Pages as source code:
******************************

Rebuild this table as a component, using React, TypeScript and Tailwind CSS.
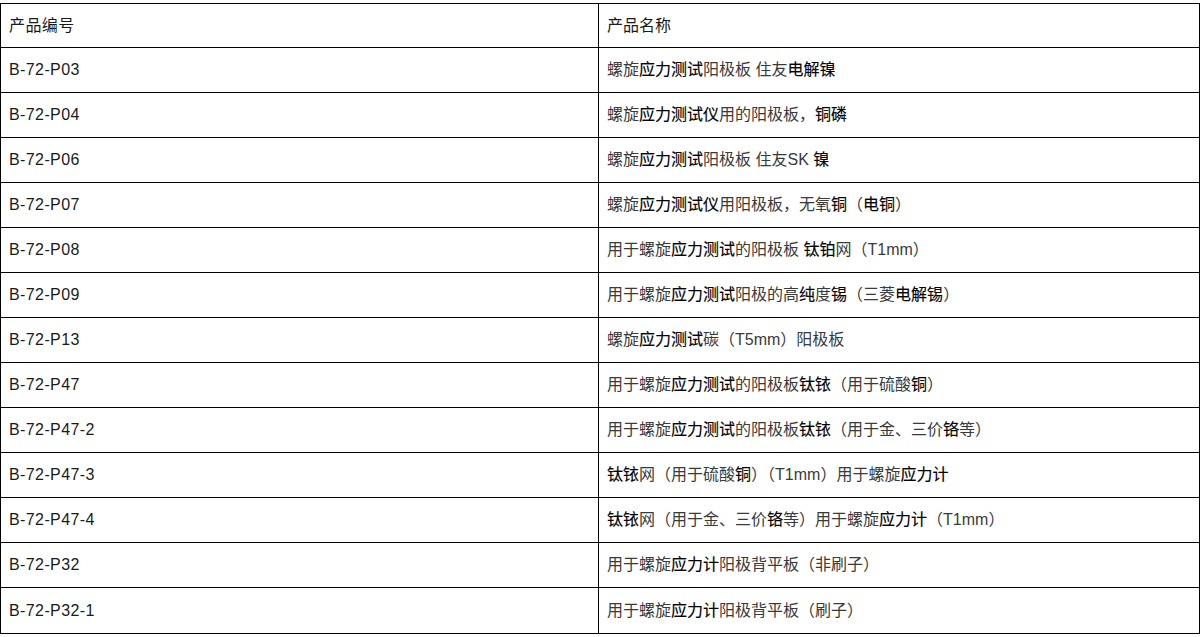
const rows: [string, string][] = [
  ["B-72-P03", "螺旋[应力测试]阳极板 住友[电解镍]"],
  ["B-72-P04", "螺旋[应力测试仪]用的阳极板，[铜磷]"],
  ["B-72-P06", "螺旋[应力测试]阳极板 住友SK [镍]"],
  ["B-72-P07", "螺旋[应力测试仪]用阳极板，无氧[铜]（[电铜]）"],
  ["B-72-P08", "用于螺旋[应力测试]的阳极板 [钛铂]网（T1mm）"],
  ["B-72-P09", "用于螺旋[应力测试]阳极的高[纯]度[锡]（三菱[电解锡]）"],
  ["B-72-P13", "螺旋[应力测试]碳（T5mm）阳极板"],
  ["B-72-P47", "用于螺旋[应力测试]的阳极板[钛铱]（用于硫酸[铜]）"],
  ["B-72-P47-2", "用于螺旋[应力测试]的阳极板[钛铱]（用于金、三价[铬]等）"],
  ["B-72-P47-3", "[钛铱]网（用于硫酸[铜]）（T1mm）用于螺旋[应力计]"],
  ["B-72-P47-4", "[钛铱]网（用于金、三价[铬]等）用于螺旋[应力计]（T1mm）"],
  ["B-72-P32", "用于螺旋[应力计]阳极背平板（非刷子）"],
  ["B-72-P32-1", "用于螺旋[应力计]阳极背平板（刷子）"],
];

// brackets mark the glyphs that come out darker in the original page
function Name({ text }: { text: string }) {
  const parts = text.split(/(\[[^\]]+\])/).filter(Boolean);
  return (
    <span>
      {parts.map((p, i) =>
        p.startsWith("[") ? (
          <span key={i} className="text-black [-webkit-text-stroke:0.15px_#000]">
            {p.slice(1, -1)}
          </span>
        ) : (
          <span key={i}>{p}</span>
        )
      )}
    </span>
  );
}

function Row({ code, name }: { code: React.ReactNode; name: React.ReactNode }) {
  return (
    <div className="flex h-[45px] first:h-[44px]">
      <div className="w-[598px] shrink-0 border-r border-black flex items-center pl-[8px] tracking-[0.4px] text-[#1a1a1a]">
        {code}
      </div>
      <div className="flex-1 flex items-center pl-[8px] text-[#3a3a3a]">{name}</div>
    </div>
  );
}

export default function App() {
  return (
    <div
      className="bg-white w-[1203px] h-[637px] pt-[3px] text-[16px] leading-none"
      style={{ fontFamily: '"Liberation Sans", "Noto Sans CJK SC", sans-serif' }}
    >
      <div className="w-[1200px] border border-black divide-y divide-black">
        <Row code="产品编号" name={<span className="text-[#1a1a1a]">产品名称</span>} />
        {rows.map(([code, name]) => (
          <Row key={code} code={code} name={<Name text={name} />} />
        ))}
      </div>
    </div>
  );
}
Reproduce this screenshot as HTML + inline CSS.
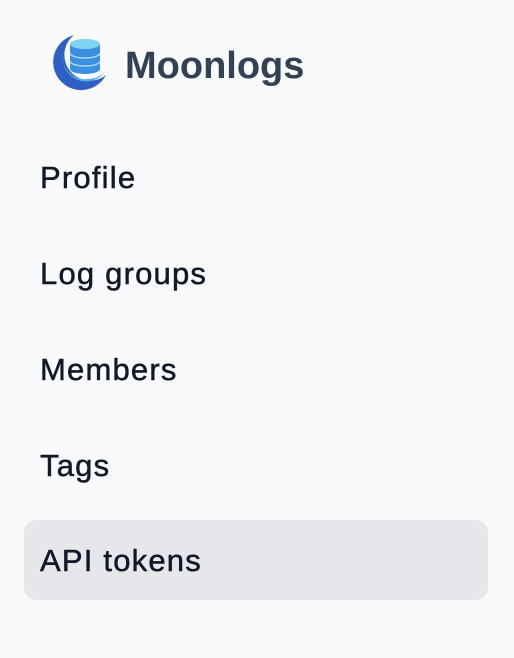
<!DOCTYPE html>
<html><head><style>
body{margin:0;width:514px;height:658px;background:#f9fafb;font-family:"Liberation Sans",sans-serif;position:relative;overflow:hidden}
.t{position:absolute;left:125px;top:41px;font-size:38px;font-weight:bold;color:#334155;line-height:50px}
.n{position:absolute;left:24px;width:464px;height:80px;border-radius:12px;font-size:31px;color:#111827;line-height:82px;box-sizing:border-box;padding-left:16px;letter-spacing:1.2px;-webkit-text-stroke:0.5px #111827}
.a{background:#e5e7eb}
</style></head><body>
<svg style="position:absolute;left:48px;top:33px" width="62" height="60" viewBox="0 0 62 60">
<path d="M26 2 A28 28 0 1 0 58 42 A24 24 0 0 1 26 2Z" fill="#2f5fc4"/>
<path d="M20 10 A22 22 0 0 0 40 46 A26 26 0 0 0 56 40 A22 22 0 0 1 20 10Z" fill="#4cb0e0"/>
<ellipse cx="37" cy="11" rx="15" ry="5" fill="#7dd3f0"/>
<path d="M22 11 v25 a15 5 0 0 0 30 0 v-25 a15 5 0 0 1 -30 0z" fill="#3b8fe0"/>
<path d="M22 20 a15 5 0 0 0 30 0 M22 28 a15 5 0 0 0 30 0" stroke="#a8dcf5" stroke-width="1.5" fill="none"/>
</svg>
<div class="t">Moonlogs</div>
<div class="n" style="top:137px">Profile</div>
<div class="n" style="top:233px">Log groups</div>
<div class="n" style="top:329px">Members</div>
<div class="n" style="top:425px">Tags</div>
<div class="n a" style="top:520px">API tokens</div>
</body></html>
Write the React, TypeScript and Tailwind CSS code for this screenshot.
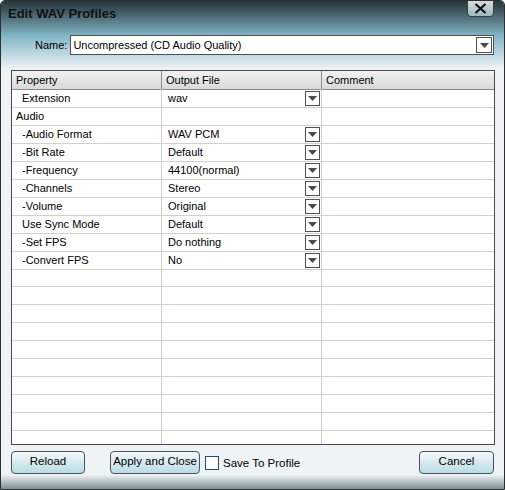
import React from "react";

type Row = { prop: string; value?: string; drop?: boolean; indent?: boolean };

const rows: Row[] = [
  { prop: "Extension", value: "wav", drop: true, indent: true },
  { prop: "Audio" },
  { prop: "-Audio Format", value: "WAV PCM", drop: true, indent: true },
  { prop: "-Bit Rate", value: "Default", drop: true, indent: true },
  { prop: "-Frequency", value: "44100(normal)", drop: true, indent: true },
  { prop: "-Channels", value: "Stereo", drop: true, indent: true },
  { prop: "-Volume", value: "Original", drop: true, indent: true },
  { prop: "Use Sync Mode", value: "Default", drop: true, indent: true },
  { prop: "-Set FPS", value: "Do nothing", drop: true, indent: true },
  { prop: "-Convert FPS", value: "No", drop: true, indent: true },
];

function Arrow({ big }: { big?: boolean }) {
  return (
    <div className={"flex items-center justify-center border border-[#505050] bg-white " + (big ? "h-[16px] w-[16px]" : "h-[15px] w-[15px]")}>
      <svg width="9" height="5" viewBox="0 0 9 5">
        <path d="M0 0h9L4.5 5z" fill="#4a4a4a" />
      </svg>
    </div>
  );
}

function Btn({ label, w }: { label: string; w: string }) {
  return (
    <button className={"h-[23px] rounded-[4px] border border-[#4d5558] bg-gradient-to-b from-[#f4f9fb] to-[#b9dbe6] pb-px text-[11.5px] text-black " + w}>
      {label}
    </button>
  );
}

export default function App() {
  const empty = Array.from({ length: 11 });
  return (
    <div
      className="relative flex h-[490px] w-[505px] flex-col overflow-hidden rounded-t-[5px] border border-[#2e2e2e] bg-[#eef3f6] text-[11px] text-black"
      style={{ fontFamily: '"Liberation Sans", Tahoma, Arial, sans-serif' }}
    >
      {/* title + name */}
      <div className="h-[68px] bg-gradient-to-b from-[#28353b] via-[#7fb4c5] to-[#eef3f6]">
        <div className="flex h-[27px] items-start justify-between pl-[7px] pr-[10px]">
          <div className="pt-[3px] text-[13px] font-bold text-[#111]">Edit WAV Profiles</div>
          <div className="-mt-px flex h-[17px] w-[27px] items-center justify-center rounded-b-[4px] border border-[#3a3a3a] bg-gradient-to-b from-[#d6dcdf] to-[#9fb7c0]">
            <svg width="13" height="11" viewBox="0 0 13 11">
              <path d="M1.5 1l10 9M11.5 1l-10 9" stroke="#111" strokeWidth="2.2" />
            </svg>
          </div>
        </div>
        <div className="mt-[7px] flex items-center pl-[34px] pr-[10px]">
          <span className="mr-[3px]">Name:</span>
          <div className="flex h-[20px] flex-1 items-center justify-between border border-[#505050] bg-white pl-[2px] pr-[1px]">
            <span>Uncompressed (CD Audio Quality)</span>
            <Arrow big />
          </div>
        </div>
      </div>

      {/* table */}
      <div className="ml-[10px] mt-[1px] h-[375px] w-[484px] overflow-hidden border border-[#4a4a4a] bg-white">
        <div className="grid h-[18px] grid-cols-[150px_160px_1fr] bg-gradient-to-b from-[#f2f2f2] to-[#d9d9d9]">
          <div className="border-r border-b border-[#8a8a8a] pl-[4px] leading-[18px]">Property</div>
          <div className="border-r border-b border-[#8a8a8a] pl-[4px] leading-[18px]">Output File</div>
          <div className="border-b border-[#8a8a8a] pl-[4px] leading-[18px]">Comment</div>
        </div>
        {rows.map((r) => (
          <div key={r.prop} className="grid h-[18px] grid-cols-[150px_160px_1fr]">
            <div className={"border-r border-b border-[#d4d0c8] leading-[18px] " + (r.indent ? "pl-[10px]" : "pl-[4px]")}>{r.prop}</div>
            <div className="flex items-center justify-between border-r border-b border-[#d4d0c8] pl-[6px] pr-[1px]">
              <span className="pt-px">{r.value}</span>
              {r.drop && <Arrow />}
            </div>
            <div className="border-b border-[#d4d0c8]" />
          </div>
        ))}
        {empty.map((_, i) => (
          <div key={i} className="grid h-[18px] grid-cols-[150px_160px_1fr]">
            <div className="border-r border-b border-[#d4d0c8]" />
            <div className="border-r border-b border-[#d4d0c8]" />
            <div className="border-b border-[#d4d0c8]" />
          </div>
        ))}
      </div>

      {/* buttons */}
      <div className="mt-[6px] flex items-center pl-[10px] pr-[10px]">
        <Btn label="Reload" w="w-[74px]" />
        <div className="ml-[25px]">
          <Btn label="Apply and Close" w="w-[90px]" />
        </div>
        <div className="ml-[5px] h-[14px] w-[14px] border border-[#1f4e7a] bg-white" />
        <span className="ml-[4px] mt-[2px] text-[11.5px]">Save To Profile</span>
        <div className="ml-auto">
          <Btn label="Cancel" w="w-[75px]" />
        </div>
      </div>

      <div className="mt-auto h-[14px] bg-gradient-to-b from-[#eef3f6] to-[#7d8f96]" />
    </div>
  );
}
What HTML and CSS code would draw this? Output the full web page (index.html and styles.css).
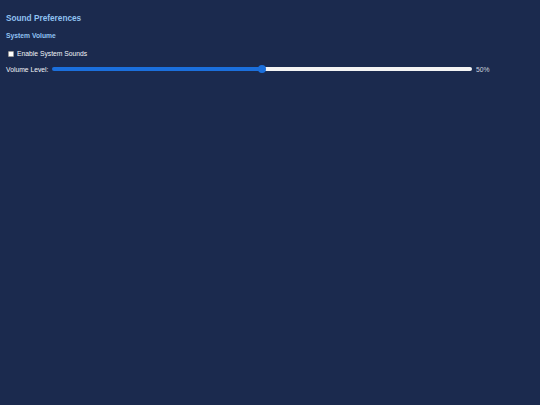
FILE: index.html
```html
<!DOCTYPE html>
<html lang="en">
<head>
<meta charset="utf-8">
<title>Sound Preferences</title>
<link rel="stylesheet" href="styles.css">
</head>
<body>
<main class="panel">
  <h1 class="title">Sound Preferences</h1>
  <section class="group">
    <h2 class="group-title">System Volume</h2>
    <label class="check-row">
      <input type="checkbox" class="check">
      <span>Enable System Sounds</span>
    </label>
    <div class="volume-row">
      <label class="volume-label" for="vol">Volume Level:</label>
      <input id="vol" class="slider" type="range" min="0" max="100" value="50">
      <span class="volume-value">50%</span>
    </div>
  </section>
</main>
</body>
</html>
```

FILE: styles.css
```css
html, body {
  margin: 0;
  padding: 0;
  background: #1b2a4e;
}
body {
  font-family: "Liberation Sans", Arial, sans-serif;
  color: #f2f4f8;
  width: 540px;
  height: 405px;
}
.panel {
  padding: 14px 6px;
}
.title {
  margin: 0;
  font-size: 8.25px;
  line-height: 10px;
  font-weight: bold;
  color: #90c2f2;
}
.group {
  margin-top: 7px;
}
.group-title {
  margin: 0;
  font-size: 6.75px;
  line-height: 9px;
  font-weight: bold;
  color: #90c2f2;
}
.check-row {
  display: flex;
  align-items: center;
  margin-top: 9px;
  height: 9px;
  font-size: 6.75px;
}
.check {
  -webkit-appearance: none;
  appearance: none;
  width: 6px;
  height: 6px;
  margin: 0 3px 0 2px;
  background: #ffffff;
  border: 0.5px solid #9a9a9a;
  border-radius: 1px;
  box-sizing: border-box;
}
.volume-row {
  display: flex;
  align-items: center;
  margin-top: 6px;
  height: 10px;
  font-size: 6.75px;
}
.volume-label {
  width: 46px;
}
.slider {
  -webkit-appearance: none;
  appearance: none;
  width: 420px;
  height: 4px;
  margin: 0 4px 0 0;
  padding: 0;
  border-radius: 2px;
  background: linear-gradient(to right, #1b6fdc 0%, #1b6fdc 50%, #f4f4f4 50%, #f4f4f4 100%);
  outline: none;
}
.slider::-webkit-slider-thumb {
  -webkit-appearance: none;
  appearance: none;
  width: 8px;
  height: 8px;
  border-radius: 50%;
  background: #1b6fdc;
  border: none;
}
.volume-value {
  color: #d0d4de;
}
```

******************************

Exactly reproduce the stretch that starts at the line containing "Write the React, TypeScript" and ends at the line containing "string; value?: string;", both ends included; leave any pictures out.

Problem solution:
Write the React, TypeScript and Tailwind CSS code for this screenshot.
import React from "react";

type Row = { prop: string; value?: string; drop?: boolean; indent?: boolean };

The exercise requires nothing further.